The opposition, however, sees something more troubling in these moves. Samajwadi Party (SP) chief Akhilesh Yadav has accused the BJP of attempting to “manufacture” votes under the guise of voter enrolment. He has alleged that pressure is being exerted on administrative officials to inflate voter numbers after the deletions rattled the ruling party.
Speaking in Lucknow, Yadav urged voters to verify their names at the booth level and warned against what he called a “false narrative” being pushed by the BJP. He went further, threatening legal action if fake voters are added, and announced that SP workers—dubbed “PDA Prahari”—would file FIRs against any attempt at manipulation. For the SP, the voter rolls issue fits neatly into its broader campaign of portraying the BJP as misusing state machinery to tilt the electoral playing field.
Election officials, for their part, insist the process is transparent and time-bound. The claims and objections window, running from January 6 to February 6, allows any eligible voter to seek inclusion or raise objections to deletions. Over 400 Electoral Registration Officers and more than 2,000 Assistant EROs have been deployed to scrutinize applications, with additional officers notified to ensure the final roll is published by March 6.
The EC also points to strong participation in the enumeration phase, with over 12.55 crore signed forms submitted, as evidence that the exercise has been comprehensive rather than exclusionary. Still, the political optics of such large-scale deletions remain sensitive, especially in a state where elections are often decided by razor-thin margins across caste, community and regional lines.
Beyond the immediate controversy, the episode underscores a deeper tension in Indian democracy: the balance between electoral hygiene and political trust.
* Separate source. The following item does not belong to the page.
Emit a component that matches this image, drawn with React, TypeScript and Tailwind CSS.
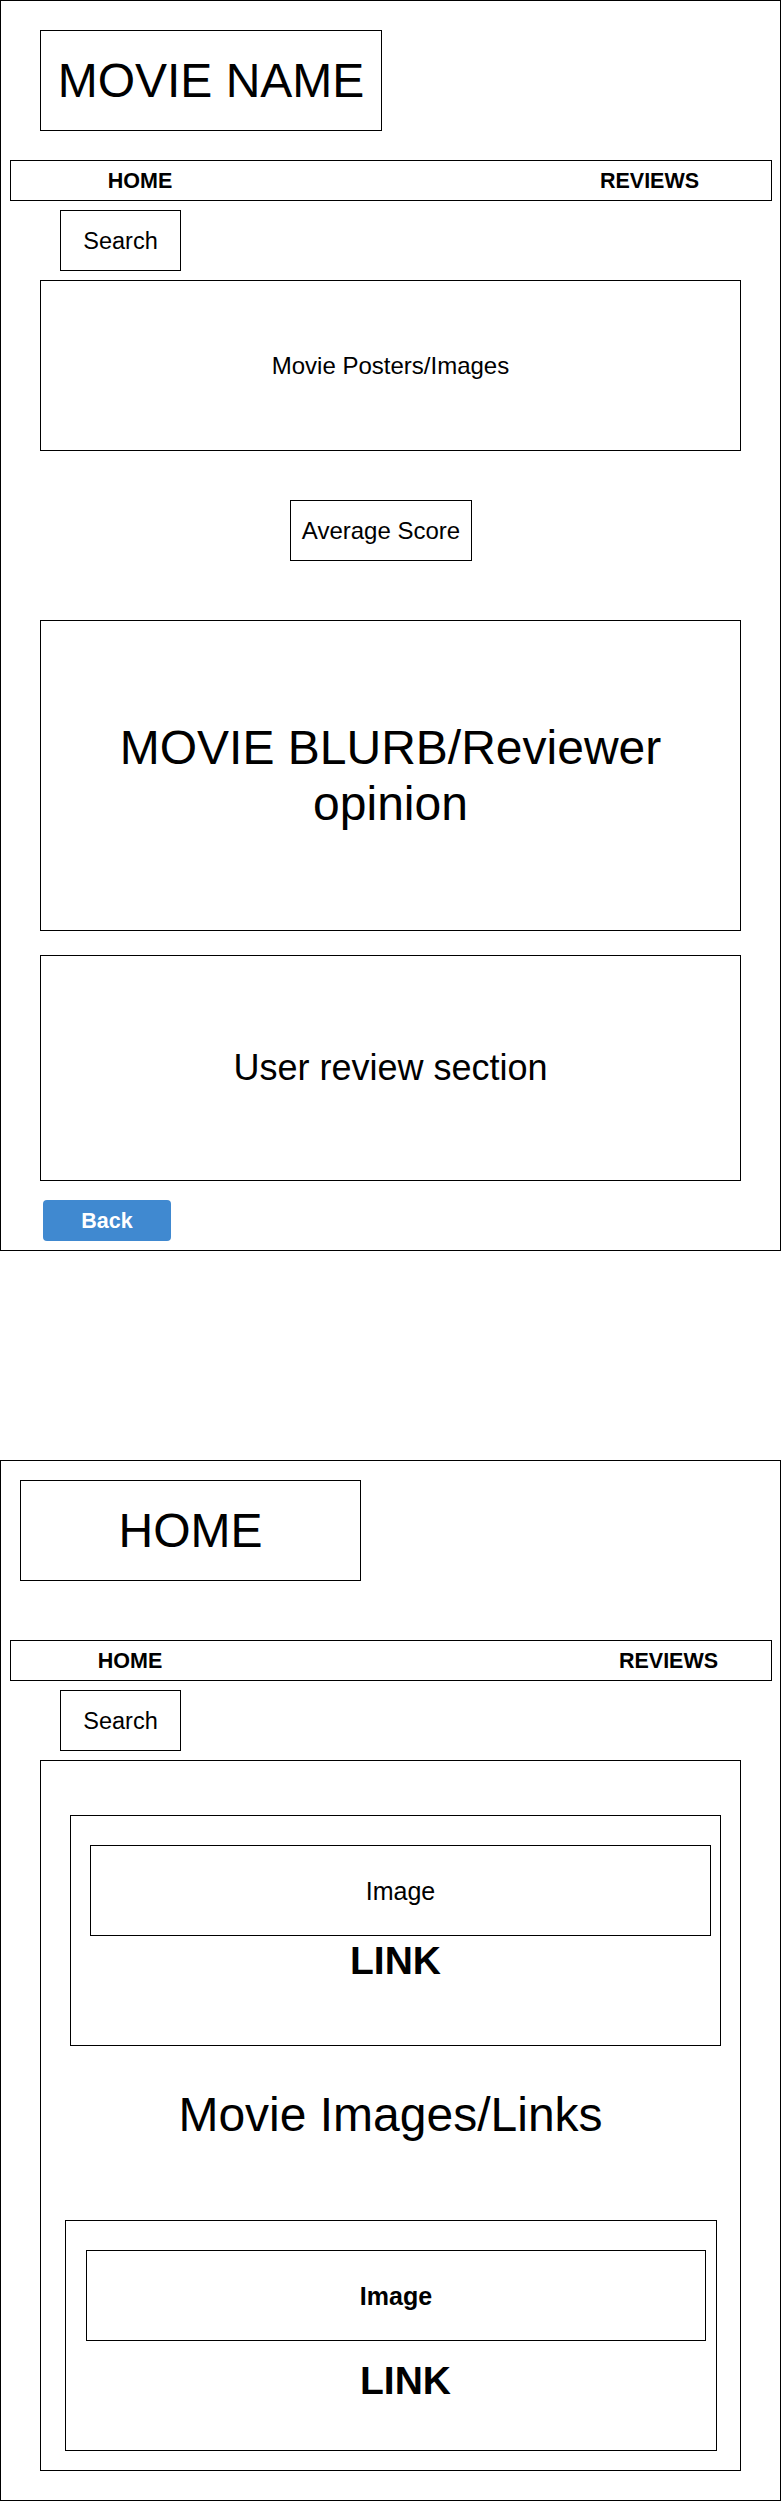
import React from "react";

const box = "border border-black box-border";

function Nav({ homeMl, reviewsMl }: { homeMl: string; reviewsMl: string }) {
  return (
    <div className={`${box} ml-[9px] w-[762px] h-[41px] flex items-center`}>
      <div className={`${homeMl} w-[100px] text-center font-bold text-[21.5px] leading-[26px]`}>HOME</div>
      <div className={`${reviewsMl} w-[140px] text-center font-bold text-[21.5px] leading-[26px]`}>REVIEWS</div>
    </div>
  );
}

function SearchBox() {
  return (
    <div className={`${box} mt-[9px] ml-[59px] w-[121px] h-[61px] flex items-center justify-center text-[23.5px] leading-[28px]`}>
      Search
    </div>
  );
}

export default function App() {
  return (
    <div className="w-[781px] bg-white text-black font-['Liberation_Sans',Arial,sans-serif] flex flex-col">
      {/* Frame 1: movie page */}
      <div className="border border-black box-border w-[781px] h-[1251px] flex flex-col">
        <div className={`${box} mt-[29px] ml-[39px] w-[342px] h-[101px] flex items-center justify-center text-[48px] leading-[56px]`}>
          MOVIE NAME
        </div>
        <div className="mt-[29px]">
          <Nav homeMl="ml-[79px]" reviewsMl="ml-[389.5px]" />
        </div>
        <SearchBox />
        <div className={`${box} mt-[9px] ml-[39px] w-[701px] h-[171px] flex items-center justify-center text-[24px] leading-[28px]`}>
          Movie Posters/Images
        </div>
        <div className={`${box} mt-[49px] ml-[289px] w-[182px] h-[61px] flex items-center justify-center text-[24px] leading-[28px]`}>
          Average Score
        </div>
        <div className={`${box} mt-[59px] ml-[39px] w-[701px] h-[311px] flex items-center justify-center text-center text-[48px] leading-[56px]`}>
          <div>
            MOVIE BLURB/Reviewer
            <br />
            opinion
          </div>
        </div>
        <div className={`${box} mt-[24px] ml-[39px] w-[701px] h-[226px] flex items-center justify-center text-[36px] leading-[42px]`}>
          User review section
        </div>
        <button className="mt-[19px] ml-[42px] w-[128px] h-[41px] rounded-[4px] bg-[#4089d0] text-white font-bold text-[21.5px] leading-[26px] flex items-center justify-center">
          Back
        </button>
      </div>

      {/* Frame 2: home page */}
      <div className="mt-[209px] border border-black box-border w-[781px] h-[1041px] flex flex-col">
        <div className={`${box} mt-[19px] ml-[19px] w-[341px] h-[101px] flex items-center justify-center text-[48px] leading-[56px]`}>
          HOME
        </div>
        <div className="mt-[59px]">
          <Nav homeMl="ml-[69px]" reviewsMl="ml-[418.5px]" />
        </div>
        <SearchBox />
        <div className={`${box} mt-[9px] ml-[39px] w-[701px] h-[711px] flex flex-col`}>
          <div className={`${box} mt-[54px] ml-[29px] w-[651px] h-[231px] flex flex-col`}>
            <div className={`${box} mt-[29px] ml-[19px] w-[621px] h-[91px] flex items-center justify-center text-[25px] leading-[30px]`}>
              Image
            </div>
            <div className="mt-[5px] text-center font-bold text-[39px] leading-[40px]">LINK</div>
          </div>
          <div className="mt-[41px] h-[56px] text-center text-[48px] leading-[56px]">Movie Images/Links</div>
          <div className={`${box} mt-[77px] ml-[24px] w-[652px] h-[231px] flex flex-col`}>
            <div className={`${box} mt-[29px] ml-[20px] w-[620px] h-[91px] flex items-center justify-center font-bold text-[25px] leading-[30px]`}>
              Image
            </div>
            <div className="mt-[20px] pl-[29px] text-center font-bold text-[39px] leading-[40px]">LINK</div>
          </div>
        </div>
      </div>
    </div>
  );
}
While cleaning up voter rolls is essential to prevent fraud and duplication, mass deletions—however justified administratively—risk fueling suspicion and mobilisation battles among parties.
As Uttar Pradesh moves toward the finalization of its electoral rolls, the fight is no longer just about names on a list. It is about narrative control, organizational strength and the ability to convert administrative processes into political advantage. In a state that often sets the tone for national politics, even the voter list has become a contested battlefield.